Landlords keen on applying can access the application form from 1st September on the council’s website. For further inquiries, they can reach out to the licensing team directly.
Bolton’s Revised HMO Housing Regulations
Bolton’s town hall is gearing up for discussions on potential modifications to housing regulations, specifically those that have enabled the transformation of family residences into multi-occupancy bedsits. As it stands, developers are only mandated to secure comprehensive planning approval from Bolton Council for houses of multiple occupancy (HMO) that accommodate six or more individuals.
However, in response to concerns raised by council members, the authority is contemplating the establishment of a policy development group. This group’s primary objective would be to deliberate on comprehensive alterations to the existing practices.

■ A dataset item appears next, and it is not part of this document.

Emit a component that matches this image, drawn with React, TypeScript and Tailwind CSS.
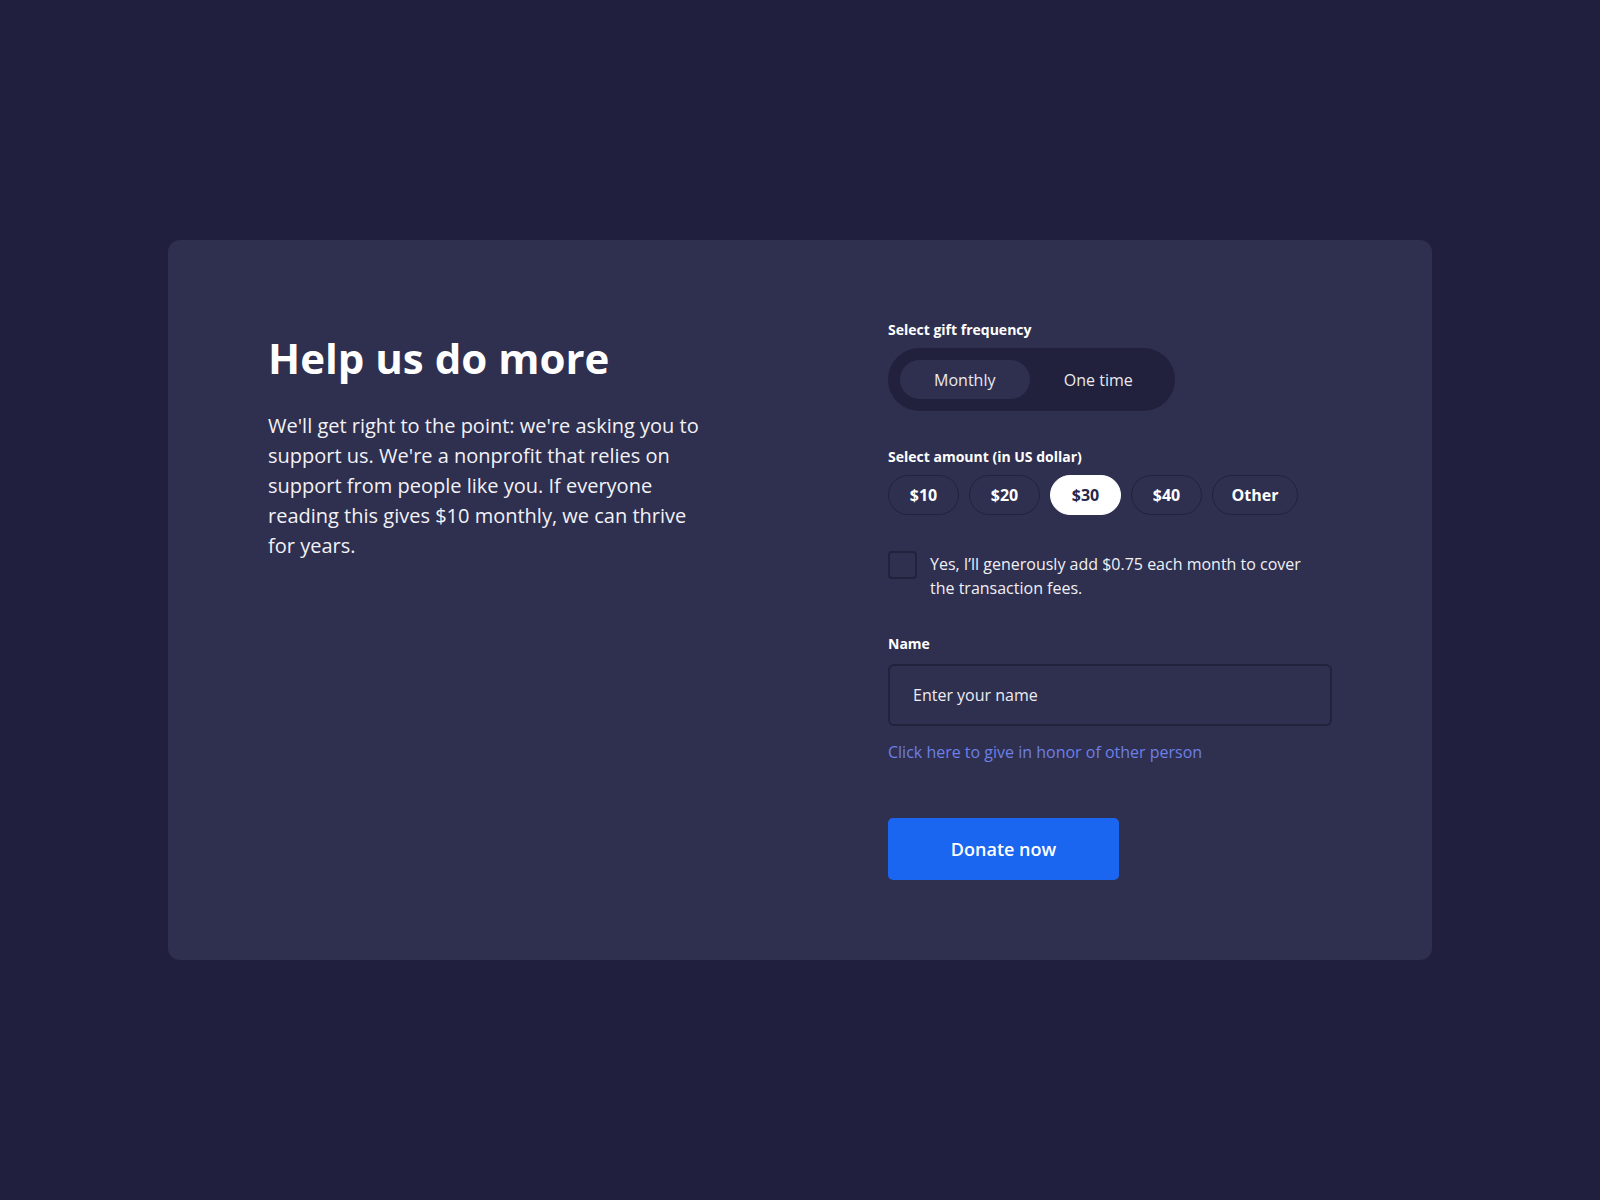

Councillor Paul Heslop, representing Kearsley, expressed his anticipation for the upcoming discussions, emphasizing the need to address not just Article 4 but also the broader challenges associated with HMOs. For the uninitiated, Article 4 pertains to the legal procedures that councils can mandate property owners to adhere to prior to converting residences into HMOs.
The surge in applications to repurpose traditional family homes, often terraced dwellings, into HMOs has sparked significant debate in Bolton. Councillor Heslop was notably perturbed by a recent proposal presented to the Bolton Council, which sought to repurpose the erstwhile Spread Eagle pub on Manchester Road, Kearsley, into an eight-bedroom HMO.
While property developers have consistently advocated the potential of such conversions to address Bolton’s housing demands, local residents have voiced apprehensions. Their concerns predominantly revolve around potential overcrowding, traffic congestion.